There are some passages in the Antigone of Sophocles, well known to scholars, of which I am reminded in this connection. Antigone has resolved to sprinkle sand on the dead body of her brother Polynices, notwithstanding the edict of King Creon condemning to death that one who should perform this service, which the Greeks deemed so important, for the enemy of his country; but Ismene, who is of a less resolute and noble spirit, declines taking part with her sister in this work, and says,—

“I, therefore, asking those under the earth to consider me, that I am compelled to do thus, will obey those who are placed in office; for to do extreme things is not wise.”

ANTIGONE: “I would not ask you, nor would you, if you still wished, do it joyfully with me. Be such as seems good to you. But I will bury him. It is glorious for me doing this to die. I beloved will lie with him beloved, having, like a criminal, done what is holy; since the time is longer which it is necessary for me to please those below, than those here, for there I shall always lie. But if it seems good to you, hold in dishonor things which are honored by the gods.”

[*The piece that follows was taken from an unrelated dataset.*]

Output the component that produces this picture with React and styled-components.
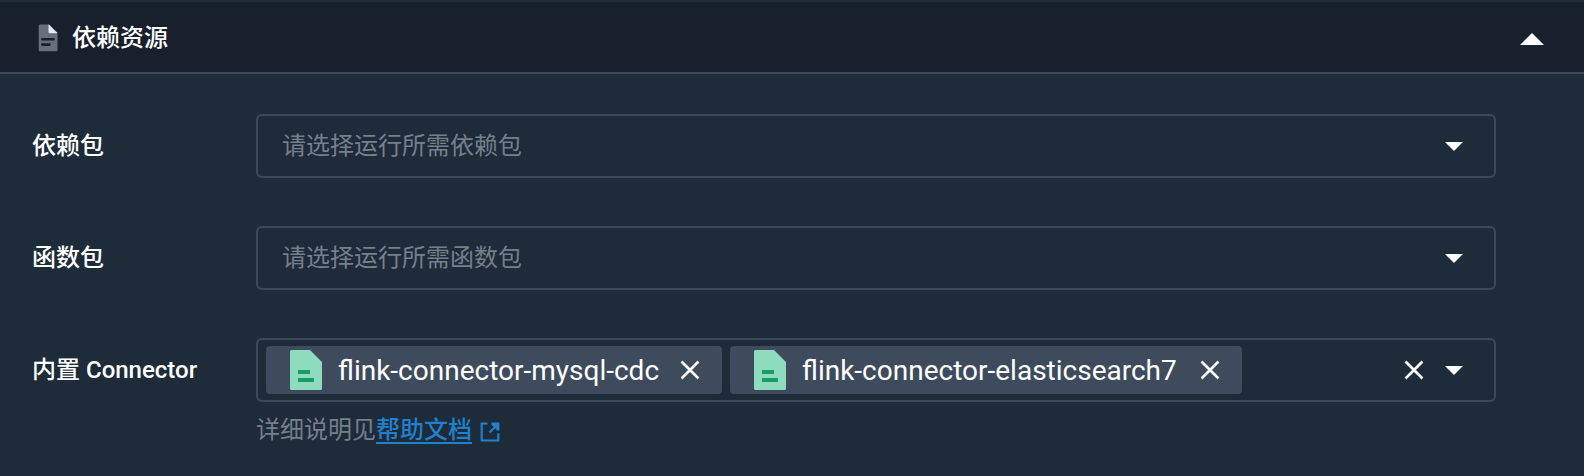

ISMENE: “I indeed do not hold them in dishonor; but to act in opposition to the citizens I am by nature unable.”

Antigone being at length brought before King Creon, he asks,—

“Did you then dare to transgress these laws?”

ANTIGONE: “For it was not Zeus who proclaimed these to me, nor Justice who dwells with the gods below; it was not they who established these laws among men. Nor did I think that your proclamations were so strong, as, being a mortal, to be able to transcend the unwritten and immovable laws of the gods. For not something now and yesterday, but forever these live, and no one knows from what time they appeared. I was not about to pay the penalty of violating these to the gods, fearing the presumption of any man. For I well knew that I should die, and why not? even if you had not proclaimed it.”

This was concerning the burial of a dead body.